The world and its desires pass away, but whoever does the will of God lives forever. 1 John 2:17
When I was in high school I played on the varsity tennis team. I spent many hours of my teenage years trying to improve my skills on four concrete courts located just two blocks from my home.
The last time I visited that city, one of the first things I did was drive to the tennis courts, hoping to watch others play and reminisce for a moment. But the old courts, so familiar to my memory, were nowhere to be seen. In their place was a vacant field, inhabited only by an occasional weed waving silently in the breeze.
That afternoon remains in my mind as a stark reminder of the brevity of life. One of the places where I expended some of my best youthful strength no longer existed! Reflecting on that experience later brought me to this truth, expressed by an aging King David: “The life of mortals is like grass, they flourish like a flower of the field; the wind blows over it and it is gone, and its place remembers it no more. But from everlasting to everlasting the Lord’s love is with those who fear him” (Psalm 103:15–17).

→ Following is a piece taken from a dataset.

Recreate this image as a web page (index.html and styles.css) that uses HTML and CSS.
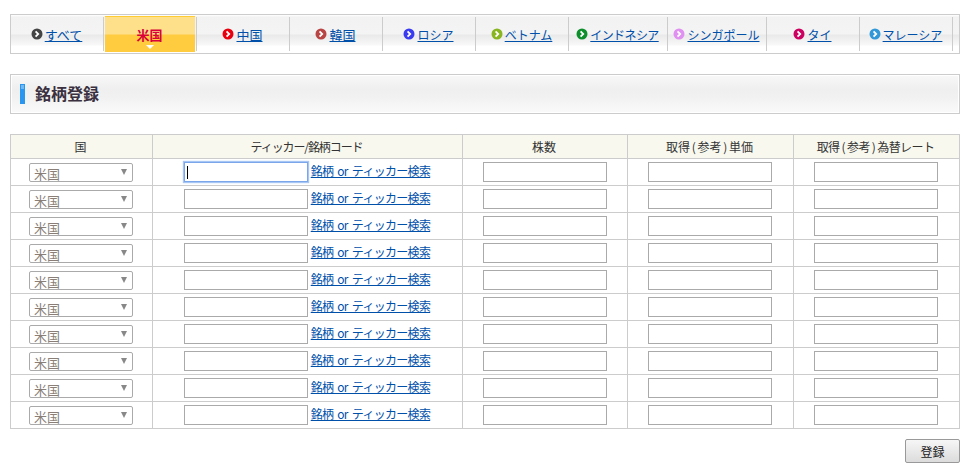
FILE: index.html
```html
<!DOCTYPE html>
<html lang="ja">
<head>
    <meta charset="utf-8">
    <title>銘柄登録</title>
    <link rel="stylesheet" href="styles.css">
</head>
<body>
    <svg class="defs" width="0" height="0">
        <symbol id="arrow" viewBox="0 0 12 12">
            <circle cx="6" cy="6" r="5.5" fill="currentColor"/>
            <path d="M4.6 3.4 L7.2 6 L4.6 8.6" fill="none" stroke="#fff" stroke-width="1.8"/>
        </symbol>
    </svg>

    <ul class="tabs">
        <li class="tab"><svg class="dot c-all"><use href="#arrow"/></svg><a href="#">すべて</a></li>
        <li class="tab active"><span>米国</span></li>
        <li class="tab"><svg class="dot c-cn"><use href="#arrow"/></svg><a href="#">中国</a></li>
        <li class="tab"><svg class="dot c-kr"><use href="#arrow"/></svg><a href="#">韓国</a></li>
        <li class="tab kana"><svg class="dot c-ru"><use href="#arrow"/></svg><a href="#">ロシア</a></li>
        <li class="tab kana"><svg class="dot c-vn"><use href="#arrow"/></svg><a href="#">ベトナム</a></li>
        <li class="tab kana wide tight"><svg class="dot c-id"><use href="#arrow"/></svg><a href="#">インドネシア</a></li>
        <li class="tab kana wide"><svg class="dot c-sg"><use href="#arrow"/></svg><a href="#">シンガポール</a></li>
        <li class="tab kana"><svg class="dot c-th"><use href="#arrow"/></svg><a href="#">タイ</a></li>
        <li class="tab kana"><svg class="dot c-my"><use href="#arrow"/></svg><a href="#">マレーシア</a></li>
    </ul>

    <div class="title"><h1>銘柄登録</h1></div>

    <table class="stocks">
        <tr>
            <th class="col-country">国</th>
            <th class="col-ticker">ティッカー/銘柄コード</th>
            <th class="col-num">株数</th>
            <th class="col-num2">取得<span class="paren">(</span>参考<span class="paren">)</span>単価</th>
            <th class="col-rate">取得<span class="paren">(</span>参考<span class="paren">)</span>為替レート</th>
        </tr>
        <tr>
            <td><div class="select">米国</div></td>
            <td class="ticker"><input type="text" class="field focused"> <a href="#">銘柄 or ティッカー検索</a></td>
            <td><input type="text" class="field"></td>
            <td><input type="text" class="field"></td>
            <td><input type="text" class="field"></td>
        </tr>
        <tr>
            <td><div class="select">米国</div></td>
            <td class="ticker"><input type="text" class="field"> <a href="#">銘柄 or ティッカー検索</a></td>
            <td><input type="text" class="field"></td>
            <td><input type="text" class="field"></td>
            <td><input type="text" class="field"></td>
        </tr>
        <tr>
            <td><div class="select">米国</div></td>
            <td class="ticker"><input type="text" class="field"> <a href="#">銘柄 or ティッカー検索</a></td>
            <td><input type="text" class="field"></td>
            <td><input type="text" class="field"></td>
            <td><input type="text" class="field"></td>
        </tr>
        <tr>
            <td><div class="select">米国</div></td>
            <td class="ticker"><input type="text" class="field"> <a href="#">銘柄 or ティッカー検索</a></td>
            <td><input type="text" class="field"></td>
            <td><input type="text" class="field"></td>
            <td><input type="text" class="field"></td>
        </tr>
        <tr>
            <td><div class="select">米国</div></td>
            <td class="ticker"><input type="text" class="field"> <a href="#">銘柄 or ティッカー検索</a></td>
            <td><input type="text" class="field"></td>
            <td><input type="text" class="field"></td>
            <td><input type="text" class="field"></td>
        </tr>
        <tr>
            <td><div class="select">米国</div></td>
            <td class="ticker"><input type="text" class="field"> <a href="#">銘柄 or ティッカー検索</a></td>
            <td><input type="text" class="field"></td>
            <td><input type="text" class="field"></td>
            <td><input type="text" class="field"></td>
        </tr>
        <tr>
            <td><div class="select">米国</div></td>
            <td class="ticker"><input type="text" class="field"> <a href="#">銘柄 or ティッカー検索</a></td>
            <td><input type="text" class="field"></td>
            <td><input type="text" class="field"></td>
            <td><input type="text" class="field"></td>
        </tr>
        <tr>
            <td><div class="select">米国</div></td>
            <td class="ticker"><input type="text" class="field"> <a href="#">銘柄 or ティッカー検索</a></td>
            <td><input type="text" class="field"></td>
            <td><input type="text" class="field"></td>
            <td><input type="text" class="field"></td>
        </tr>
        <tr>
            <td><div class="select">米国</div></td>
            <td class="ticker"><input type="text" class="field"> <a href="#">銘柄 or ティッカー検索</a></td>
            <td><input type="text" class="field"></td>
            <td><input type="text" class="field"></td>
            <td><input type="text" class="field"></td>
        </tr>
        <tr>
            <td><div class="select">米国</div></td>
            <td class="ticker"><input type="text" class="field"> <a href="#">銘柄 or ティッカー検索</a></td>
            <td><input type="text" class="field"></td>
            <td><input type="text" class="field"></td>
            <td><input type="text" class="field"></td>
        </tr>
    </table>

    <div class="actions"><button class="submit">登録</button></div>
</body>
</html>
```

FILE: styles.css
```css
* {
    box-sizing: border-box;
}
body {
    width: 960px;
    margin: 0;
    padding: 14px 0 0 10px;
    font-family: "Noto Sans CJK JP", "Liberation Sans", sans-serif;
    font-size: 12px;
    color: #333;
    background: #fff;
}
a {
    color: #0050aa;
}
.defs {
    position: absolute;
}

/* country tabs */
.tabs {
    display: flex;
    height: 40px;
    margin: 0;
    padding: 2px 0 1px 0;
    list-style: none;
    border: 1px solid #ccc;
    background: linear-gradient(#fff 0, #f2f2f2 2px, #f4f4f4 19px, #e9e9e9 20px, #f8f8f8 30px, #fff 31px);
}
.tab {
    flex: none;
    display: flex;
    align-items: center;
    justify-content: center;
    gap: 2px;
    width: 93px;
    height: 34px;
    padding: 0 1px 0 0;
    font-size: 13px;
    white-space: nowrap;
    border-right: 1px solid #ccc;
}
.tab.kana {
    font-size: 12px;
}
.tab.wide {
    width: 99px;
}
.tab.tight {
    letter-spacing: -0.6px;
}
.tab.active {
    position: relative;
    margin: -1px 1px 0 1px;
    width: 90px;
    height: 36px;
    border-right: 0;
    border-top: 1px solid #fc3;
    font-weight: bold;
    color: #d9003c;
    background: linear-gradient(#fee08a 0, #fee08a 17px, #ffcc40 18px);
}
.tab.active::after {
    content: "";
    position: absolute;
    left: 41px;
    bottom: 3px;
    border: 4px solid transparent;
    border-top-color: #fff;
    border-bottom-width: 0;
}
.tab.active + .tab {
    width: 94px;
    border-left: 1px solid #ccc;
}
.dot {
    flex: none;
    width: 12px;
    height: 12px;
}
.c-all { color: #444; }
.c-cn { color: #e8000f; }
.c-kr { color: #b84444; }
.c-ru { color: #3a3af0; }
.c-vn { color: #88b520; }
.c-id { color: #0d8f2c; }
.c-sg { color: #e090f0; }
.c-th { color: #cc0060; }
.c-my { color: #3398d8; }

/* heading */
.title {
    height: 40px;
    margin-top: 20px;
    padding: 9px 0 0 9px;
    border: 1px solid #ccc;
    box-shadow: inset 0 0 0 1px #fff;
    background: linear-gradient(#f8f8f8 0, #efefef 14px, #f1f1f1 22px, #f9f9f9 36px);
}
.title h1 {
    height: 20px;
    margin: 0;
    padding-left: 15px;
    font-size: 16px;
    line-height: 19px;
    font-weight: bold;
    color: #3a3040;
    background:
        linear-gradient(#6db8f5, #6db8f5) 1px 1px / 3px 4px no-repeat,
        linear-gradient(#2b96f0, #2b96f0) 0 0 / 5px 20px no-repeat;
}

/* registration table */
.stocks {
    width: 950px;
    margin-top: 20px;
    table-layout: fixed;
    border-collapse: collapse;
}
.stocks th,
.stocks td {
    padding: 0;
    border: 1px solid #ccc;
    text-align: center;
}
.stocks th {
    height: 24px;
    padding-right: 2px;
    font-weight: normal;
    background: #f8f8ee;
}
.stocks td {
    height: 27px;
}
.col-country {
    width: 142px;
}
.stocks .col-ticker {
    width: 310px;
    letter-spacing: -1.1px;
}
.col-num {
    width: 165px;
}
.col-num2 {
    width: 166px;
}
.col-rate {
    letter-spacing: -0.6px;
}
.paren {
    display: inline-block;
    width: 7.5px;
    text-align: center;
}
.select {
    position: relative;
    width: 104px;
    height: 19px;
    margin: 1px 0 0 18px;
    padding-left: 4px;
    font-size: 13px;
    line-height: 20px;
    text-align: left;
    color: #8a7f78;
    background: #fff;
    border: 1px solid #aaa;
    border-radius: 2px;
}
.select::after {
    content: "";
    position: absolute;
    top: 5px;
    right: 5px;
    border: 3px solid transparent;
    border-top: 6px solid #888;
    border-bottom-width: 0;
}
.field {
    display: block;
    width: 124px;
    height: 20px;
    margin: 0 0 0 20px;
    padding: 0;
    background: #fff;
    border: 1px solid #aaa;
}
.stocks .ticker {
    text-align: left;
    padding-left: 31px;
    white-space: nowrap;
}
.ticker .field {
    display: inline-block;
    margin: 0;
    vertical-align: top;
}
.ticker a {
    line-height: 18px;
    letter-spacing: -0.7px;
    word-spacing: 2px;
    vertical-align: top;
}
.field.focused {
    border-color: #7ba7ea;
    box-shadow: 0 0 1px 1px #a8c6f4;
    background: linear-gradient(#000, #000) 2px 3px / 1px 13px no-repeat;
}

.actions {
    display: flex;
    justify-content: flex-end;
    margin-top: 10px;
}
.submit {
    width: 55px;
    height: 24px;
    padding: 0;
    font-family: inherit;
    font-size: 12px;
    color: #222;
    border: 1px solid #999;
    border-radius: 2px;
    background: linear-gradient(#f6f6f6, #dcdcdc);
}
```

We grow older and the world around us may change, but God’s love doesn’t. He can always be trusted to take care of those who turn to Him.
Faithful Father, thank You for Your love that never changes! Help me to love You by serving You faithfully today.
In our changing world, we can always depend on our unchanging God.
By James Banks
In the middle of Psalm 103 a potentially dark subtheme surfaces: life passes by all too quickly (vv. 15–16). As David poetically responds to this sobering awareness, we might well expect his song to become one of resignation or despondency. Yet the psalm remains joyful from beginning to end. Is David in denial? No! He frames the psalm, and his whole life, with praise to God, beginning and ending with this phrase: “Praise the Lord, my soul” (vv. 1, 22). The truth of God’s goodness provides the platform from which David’s whole life becomes a song of triumph.
Our awareness that life is fleeting need not cause us to panic or sink into despair. Rather, it can remind us that our life is in God. We find joy and meaning in singing His praises.
As seasons change and we sense life’s transience, what questions come to mind? Do those big questions cause us to reevaluate our priorities? Are we finding joy and fulfillment in relationship with our Creator?